**WHAT YOU NEED TO DO**
Give the data again, word for word.

**RECORDED INFORMATION**
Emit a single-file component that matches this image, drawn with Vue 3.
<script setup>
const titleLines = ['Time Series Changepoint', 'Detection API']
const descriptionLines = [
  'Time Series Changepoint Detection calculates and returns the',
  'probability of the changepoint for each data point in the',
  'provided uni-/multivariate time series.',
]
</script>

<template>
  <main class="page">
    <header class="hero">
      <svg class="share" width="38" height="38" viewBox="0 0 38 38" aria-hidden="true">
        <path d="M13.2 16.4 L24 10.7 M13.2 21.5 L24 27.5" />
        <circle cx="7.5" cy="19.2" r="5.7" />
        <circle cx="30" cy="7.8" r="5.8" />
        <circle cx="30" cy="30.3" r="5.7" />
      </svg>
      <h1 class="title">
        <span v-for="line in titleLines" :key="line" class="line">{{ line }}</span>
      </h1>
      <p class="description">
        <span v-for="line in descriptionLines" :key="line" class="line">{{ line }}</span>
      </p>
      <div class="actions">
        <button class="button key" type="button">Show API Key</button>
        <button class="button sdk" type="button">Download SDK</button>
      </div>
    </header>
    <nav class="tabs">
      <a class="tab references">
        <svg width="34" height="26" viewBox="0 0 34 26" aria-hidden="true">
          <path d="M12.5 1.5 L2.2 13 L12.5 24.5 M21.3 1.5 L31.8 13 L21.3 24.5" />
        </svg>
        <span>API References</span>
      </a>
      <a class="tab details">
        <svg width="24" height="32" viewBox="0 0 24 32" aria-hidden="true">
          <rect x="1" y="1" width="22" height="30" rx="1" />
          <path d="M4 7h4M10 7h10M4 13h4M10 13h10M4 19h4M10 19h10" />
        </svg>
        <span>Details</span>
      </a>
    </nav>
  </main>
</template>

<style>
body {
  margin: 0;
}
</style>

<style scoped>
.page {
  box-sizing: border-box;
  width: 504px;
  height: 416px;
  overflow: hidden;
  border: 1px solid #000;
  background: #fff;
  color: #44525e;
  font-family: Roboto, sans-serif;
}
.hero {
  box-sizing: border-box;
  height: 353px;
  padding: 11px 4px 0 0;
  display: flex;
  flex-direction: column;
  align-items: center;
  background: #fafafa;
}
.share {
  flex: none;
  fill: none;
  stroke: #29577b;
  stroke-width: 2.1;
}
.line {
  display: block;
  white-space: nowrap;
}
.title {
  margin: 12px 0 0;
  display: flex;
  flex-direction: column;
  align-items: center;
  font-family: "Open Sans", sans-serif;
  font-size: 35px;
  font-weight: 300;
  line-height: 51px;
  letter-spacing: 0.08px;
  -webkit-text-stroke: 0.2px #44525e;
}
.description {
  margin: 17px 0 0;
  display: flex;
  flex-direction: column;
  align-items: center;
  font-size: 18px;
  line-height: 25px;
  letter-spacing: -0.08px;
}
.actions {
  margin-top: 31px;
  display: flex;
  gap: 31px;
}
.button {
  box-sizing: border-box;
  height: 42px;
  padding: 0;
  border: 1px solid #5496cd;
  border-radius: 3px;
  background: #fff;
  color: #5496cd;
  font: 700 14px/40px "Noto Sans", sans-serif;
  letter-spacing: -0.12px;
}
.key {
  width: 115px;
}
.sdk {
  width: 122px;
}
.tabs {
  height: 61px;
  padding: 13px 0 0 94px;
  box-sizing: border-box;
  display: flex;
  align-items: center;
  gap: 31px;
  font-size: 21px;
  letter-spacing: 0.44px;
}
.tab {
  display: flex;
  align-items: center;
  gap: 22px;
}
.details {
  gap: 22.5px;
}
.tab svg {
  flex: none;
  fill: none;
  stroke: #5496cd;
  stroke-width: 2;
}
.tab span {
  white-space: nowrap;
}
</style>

**CORRECT RESPONSE**
Emit a single-file component that matches this image, drawn with Vue 3.
<script setup>
const titleLines = ['Time Series Changepoint', 'Detection API']
const descriptionLines = [
  'Time Series Changepoint Detection calculates and returns the',
  'probability of the changepoint for each data point in the',
  'provided uni-/multivariate time series.',
]
</script>

<template>
  <main class="page">
    <header class="hero">
      <svg class="share" width="38" height="38" viewBox="0 0 38 38" aria-hidden="true">
        <path d="M13.2 16.4 L24 10.7 M13.2 21.5 L24 27.5" />
        <circle cx="7.5" cy="19.2" r="5.7" />
        <circle cx="30" cy="7.8" r="5.8" />
        <circle cx="30" cy="30.3" r="5.7" />
      </svg>
      <h1 class="title">
        <span v-for="line in titleLines" :key="line" class="line">{{ line }}</span>
      </h1>
      <p class="description">
        <span v-for="line in descriptionLines" :key="line" class="line">{{ line }}</span>
      </p>
      <div class="actions">
        <button class="button key" type="button">Show API Key</button>
        <button class="button sdk" type="button">Download SDK</button>
      </div>
    </header>
    <nav class="tabs">
      <a class="tab references">
        <svg width="34" height="26" viewBox="0 0 34 26" aria-hidden="true">
          <path d="M12.5 1.5 L2.2 13 L12.5 24.5 M21.3 1.5 L31.8 13 L21.3 24.5" />
        </svg>
        <span>API References</span>
      </a>
      <a class="tab details">
        <svg width="24" height="32" viewBox="0 0 24 32" aria-hidden="true">
          <rect x="1" y="1" width="22" height="30" rx="1" />
          <path d="M4 7h4M10 7h10M4 13h4M10 13h10M4 19h4M10 19h10" />
        </svg>
        <span>Details</span>
      </a>
    </nav>
  </main>
</template>

<style>
body {
  margin: 0;
}
</style>

<style scoped>
.page {
  box-sizing: border-box;
  width: 504px;
  height: 416px;
  overflow: hidden;
  border: 1px solid #000;
  background: #fff;
  color: #44525e;
  font-family: Roboto, sans-serif;
}
.hero {
  box-sizing: border-box;
  height: 353px;
  padding: 11px 4px 0 0;
  display: flex;
  flex-direction: column;
  align-items: center;
  background: #fafafa;
}
.share {
  flex: none;
  fill: none;
  stroke: #29577b;
  stroke-width: 2.1;
}
.line {
  display: block;
  white-space: nowrap;
}
.title {
  margin: 12px 0 0;
  display: flex;
  flex-direction: column;
  align-items: center;
  font-family: "Open Sans", sans-serif;
  font-size: 35px;
  font-weight: 300;
  line-height: 51px;
  letter-spacing: 0.08px;
  -webkit-text-stroke: 0.2px #44525e;
}
.description {
  margin: 17px 0 0;
  display: flex;
  flex-direction: column;
  align-items: center;
  font-size: 18px;
  line-height: 25px;
  letter-spacing: -0.08px;
}
.actions {
  margin-top: 31px;
  display: flex;
  gap: 31px;
}
.button {
  box-sizing: border-box;
  height: 42px;
  padding: 0;
  border: 1px solid #5496cd;
  border-radius: 3px;
  background: #fff;
  color: #5496cd;
  font: 700 14px/40px "Noto Sans", sans-serif;
  letter-spacing: -0.12px;
}
.key {
  width: 115px;
}
.sdk {
  width: 122px;
}
.tabs {
  height: 61px;
  padding: 13px 0 0 94px;
  box-sizing: border-box;
  display: flex;
  align-items: center;
  gap: 31px;
  font-size: 21px;
  letter-spacing: 0.44px;
}
.tab {
  display: flex;
  align-items: center;
  gap: 22px;
}
.details {
  gap: 22.5px;
}
.tab svg {
  flex: none;
  fill: none;
  stroke: #5496cd;
  stroke-width: 2;
}
.tab span {
  white-space: nowrap;
}
</style>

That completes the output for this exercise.